[Web page code records]
------------------------
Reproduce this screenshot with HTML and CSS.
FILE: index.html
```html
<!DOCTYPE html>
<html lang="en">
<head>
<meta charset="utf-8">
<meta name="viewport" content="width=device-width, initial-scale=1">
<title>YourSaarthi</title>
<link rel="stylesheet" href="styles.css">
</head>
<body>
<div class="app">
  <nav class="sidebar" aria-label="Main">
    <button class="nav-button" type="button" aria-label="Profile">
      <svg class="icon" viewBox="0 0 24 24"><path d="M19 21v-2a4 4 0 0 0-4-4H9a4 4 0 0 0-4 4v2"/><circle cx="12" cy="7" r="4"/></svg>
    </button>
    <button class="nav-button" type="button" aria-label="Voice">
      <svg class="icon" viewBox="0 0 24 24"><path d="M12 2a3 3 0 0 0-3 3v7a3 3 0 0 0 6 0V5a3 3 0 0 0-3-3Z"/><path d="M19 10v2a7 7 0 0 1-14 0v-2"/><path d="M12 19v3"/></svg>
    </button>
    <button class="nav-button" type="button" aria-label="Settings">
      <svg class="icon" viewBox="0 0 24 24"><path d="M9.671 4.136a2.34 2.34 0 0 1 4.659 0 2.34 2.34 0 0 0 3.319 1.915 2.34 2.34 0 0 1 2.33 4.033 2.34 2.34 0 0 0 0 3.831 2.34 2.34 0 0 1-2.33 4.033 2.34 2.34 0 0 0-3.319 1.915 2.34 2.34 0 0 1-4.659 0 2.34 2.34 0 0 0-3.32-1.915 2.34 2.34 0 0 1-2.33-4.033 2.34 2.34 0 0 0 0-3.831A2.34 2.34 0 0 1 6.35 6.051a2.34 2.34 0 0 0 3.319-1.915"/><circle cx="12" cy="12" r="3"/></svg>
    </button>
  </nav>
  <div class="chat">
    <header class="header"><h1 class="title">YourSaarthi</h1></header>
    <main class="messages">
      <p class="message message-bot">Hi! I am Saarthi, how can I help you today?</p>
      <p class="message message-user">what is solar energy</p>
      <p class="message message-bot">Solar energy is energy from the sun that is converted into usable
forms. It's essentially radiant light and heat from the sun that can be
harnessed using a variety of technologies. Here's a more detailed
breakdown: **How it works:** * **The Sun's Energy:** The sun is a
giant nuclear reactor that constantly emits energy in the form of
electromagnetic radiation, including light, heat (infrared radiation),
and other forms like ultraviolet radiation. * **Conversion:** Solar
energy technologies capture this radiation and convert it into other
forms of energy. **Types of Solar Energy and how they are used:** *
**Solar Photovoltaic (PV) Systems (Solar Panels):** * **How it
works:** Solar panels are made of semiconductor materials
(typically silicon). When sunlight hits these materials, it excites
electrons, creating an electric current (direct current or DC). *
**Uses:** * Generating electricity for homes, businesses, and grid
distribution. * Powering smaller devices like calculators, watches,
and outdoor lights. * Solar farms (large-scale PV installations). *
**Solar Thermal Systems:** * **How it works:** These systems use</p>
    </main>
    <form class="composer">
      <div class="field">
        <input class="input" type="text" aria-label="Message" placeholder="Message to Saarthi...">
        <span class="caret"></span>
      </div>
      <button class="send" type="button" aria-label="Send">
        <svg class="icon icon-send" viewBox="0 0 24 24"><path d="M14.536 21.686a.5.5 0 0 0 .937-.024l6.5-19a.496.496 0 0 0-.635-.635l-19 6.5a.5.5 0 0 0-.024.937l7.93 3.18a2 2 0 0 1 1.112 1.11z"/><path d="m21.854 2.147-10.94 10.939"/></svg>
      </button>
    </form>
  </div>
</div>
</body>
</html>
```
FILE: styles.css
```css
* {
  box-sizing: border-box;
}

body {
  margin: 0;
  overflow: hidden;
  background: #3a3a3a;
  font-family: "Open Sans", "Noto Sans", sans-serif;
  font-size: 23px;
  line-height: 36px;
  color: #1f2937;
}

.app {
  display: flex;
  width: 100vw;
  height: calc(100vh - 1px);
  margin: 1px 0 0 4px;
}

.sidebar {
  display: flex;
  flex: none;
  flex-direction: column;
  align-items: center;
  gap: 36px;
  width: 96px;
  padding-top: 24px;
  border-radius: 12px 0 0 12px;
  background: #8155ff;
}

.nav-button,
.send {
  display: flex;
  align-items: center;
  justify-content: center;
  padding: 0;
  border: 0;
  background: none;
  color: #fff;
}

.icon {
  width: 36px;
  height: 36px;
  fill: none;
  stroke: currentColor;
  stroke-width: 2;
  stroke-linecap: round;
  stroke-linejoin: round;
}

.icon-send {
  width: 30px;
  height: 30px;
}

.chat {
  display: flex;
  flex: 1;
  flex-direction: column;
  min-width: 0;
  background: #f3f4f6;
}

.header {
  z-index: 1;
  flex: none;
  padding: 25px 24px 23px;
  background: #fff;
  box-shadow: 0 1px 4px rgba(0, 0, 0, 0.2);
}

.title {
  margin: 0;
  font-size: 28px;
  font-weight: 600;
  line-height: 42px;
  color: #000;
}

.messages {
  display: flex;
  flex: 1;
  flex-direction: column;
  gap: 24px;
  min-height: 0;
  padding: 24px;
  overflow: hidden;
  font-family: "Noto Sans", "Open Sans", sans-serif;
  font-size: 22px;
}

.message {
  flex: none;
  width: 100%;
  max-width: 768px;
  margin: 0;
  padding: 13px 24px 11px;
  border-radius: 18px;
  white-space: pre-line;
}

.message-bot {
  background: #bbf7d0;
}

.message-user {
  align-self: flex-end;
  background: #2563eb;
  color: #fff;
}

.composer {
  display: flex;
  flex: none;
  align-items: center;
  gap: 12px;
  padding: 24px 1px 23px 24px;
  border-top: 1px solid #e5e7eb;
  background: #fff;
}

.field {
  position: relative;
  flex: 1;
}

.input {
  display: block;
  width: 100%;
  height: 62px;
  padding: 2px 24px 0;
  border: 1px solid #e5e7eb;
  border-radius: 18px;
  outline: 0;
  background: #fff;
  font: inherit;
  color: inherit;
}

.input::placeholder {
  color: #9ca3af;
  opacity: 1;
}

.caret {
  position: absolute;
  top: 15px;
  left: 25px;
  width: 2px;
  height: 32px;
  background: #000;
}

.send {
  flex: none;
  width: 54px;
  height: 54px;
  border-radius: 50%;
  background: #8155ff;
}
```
------------------------
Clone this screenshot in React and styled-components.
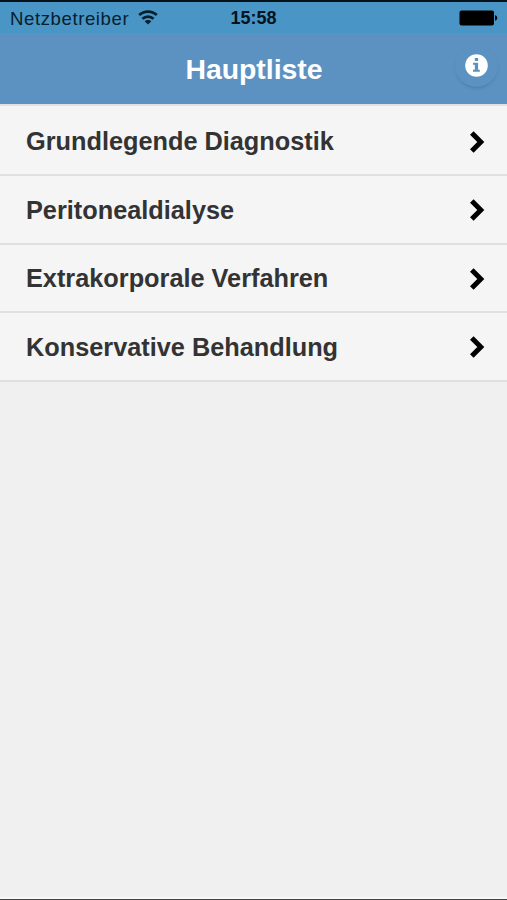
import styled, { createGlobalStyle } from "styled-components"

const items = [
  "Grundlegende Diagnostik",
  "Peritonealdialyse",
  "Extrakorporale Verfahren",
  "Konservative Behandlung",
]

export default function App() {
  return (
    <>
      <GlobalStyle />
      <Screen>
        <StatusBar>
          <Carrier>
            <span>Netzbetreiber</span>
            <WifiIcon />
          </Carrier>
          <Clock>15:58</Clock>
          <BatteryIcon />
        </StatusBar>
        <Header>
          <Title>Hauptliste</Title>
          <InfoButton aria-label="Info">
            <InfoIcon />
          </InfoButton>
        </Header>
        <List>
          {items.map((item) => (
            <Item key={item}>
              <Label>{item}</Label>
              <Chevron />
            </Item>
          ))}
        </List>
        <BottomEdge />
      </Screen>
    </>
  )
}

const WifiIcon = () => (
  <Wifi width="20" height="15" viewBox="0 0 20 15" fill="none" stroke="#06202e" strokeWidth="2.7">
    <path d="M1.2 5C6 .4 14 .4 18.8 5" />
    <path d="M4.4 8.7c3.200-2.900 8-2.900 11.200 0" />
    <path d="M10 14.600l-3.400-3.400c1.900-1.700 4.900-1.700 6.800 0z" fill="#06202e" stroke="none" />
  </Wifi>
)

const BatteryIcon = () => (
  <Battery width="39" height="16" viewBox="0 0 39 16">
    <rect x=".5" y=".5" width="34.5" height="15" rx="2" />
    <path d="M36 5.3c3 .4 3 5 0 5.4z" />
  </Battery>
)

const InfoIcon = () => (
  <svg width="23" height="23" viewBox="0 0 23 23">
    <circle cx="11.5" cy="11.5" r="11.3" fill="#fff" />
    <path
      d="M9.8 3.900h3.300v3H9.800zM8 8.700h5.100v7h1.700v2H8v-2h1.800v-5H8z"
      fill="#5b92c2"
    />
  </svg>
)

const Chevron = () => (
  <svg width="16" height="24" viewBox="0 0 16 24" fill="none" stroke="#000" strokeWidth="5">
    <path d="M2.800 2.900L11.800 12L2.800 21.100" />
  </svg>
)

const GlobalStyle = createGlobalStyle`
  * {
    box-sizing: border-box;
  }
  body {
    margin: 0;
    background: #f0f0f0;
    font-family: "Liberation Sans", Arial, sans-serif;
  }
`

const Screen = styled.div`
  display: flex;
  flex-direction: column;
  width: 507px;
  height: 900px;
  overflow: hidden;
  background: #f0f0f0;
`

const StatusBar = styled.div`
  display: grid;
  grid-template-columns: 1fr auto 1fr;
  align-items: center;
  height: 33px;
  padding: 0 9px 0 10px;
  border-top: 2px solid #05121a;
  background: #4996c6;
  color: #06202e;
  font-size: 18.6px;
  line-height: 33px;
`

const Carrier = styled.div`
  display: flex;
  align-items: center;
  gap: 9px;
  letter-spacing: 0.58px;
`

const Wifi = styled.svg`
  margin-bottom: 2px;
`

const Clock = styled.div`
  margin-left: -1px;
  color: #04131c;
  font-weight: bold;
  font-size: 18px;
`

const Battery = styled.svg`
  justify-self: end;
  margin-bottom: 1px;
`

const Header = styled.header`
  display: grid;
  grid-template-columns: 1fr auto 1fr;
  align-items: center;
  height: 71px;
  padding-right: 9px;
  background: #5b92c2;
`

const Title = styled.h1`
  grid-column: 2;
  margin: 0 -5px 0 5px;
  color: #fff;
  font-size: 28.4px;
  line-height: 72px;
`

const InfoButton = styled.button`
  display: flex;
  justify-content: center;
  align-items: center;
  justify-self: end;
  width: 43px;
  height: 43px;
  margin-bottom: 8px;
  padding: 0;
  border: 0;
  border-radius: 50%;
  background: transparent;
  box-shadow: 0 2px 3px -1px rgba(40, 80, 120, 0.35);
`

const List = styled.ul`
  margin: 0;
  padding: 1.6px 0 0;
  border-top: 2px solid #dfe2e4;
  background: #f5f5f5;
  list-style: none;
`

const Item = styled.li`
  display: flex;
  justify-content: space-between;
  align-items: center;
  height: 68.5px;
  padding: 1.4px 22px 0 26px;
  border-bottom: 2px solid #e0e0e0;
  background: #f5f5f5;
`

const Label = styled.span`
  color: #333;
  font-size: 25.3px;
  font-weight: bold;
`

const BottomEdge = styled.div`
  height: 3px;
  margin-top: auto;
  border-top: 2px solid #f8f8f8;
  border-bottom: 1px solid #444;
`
------------------------
*Work to complete*: Set out every line from the material that contains the string "components".

*Response to the exercise*:
Clone this screenshot in React and styled-components.
import styled, { createGlobalStyle } from "styled-components"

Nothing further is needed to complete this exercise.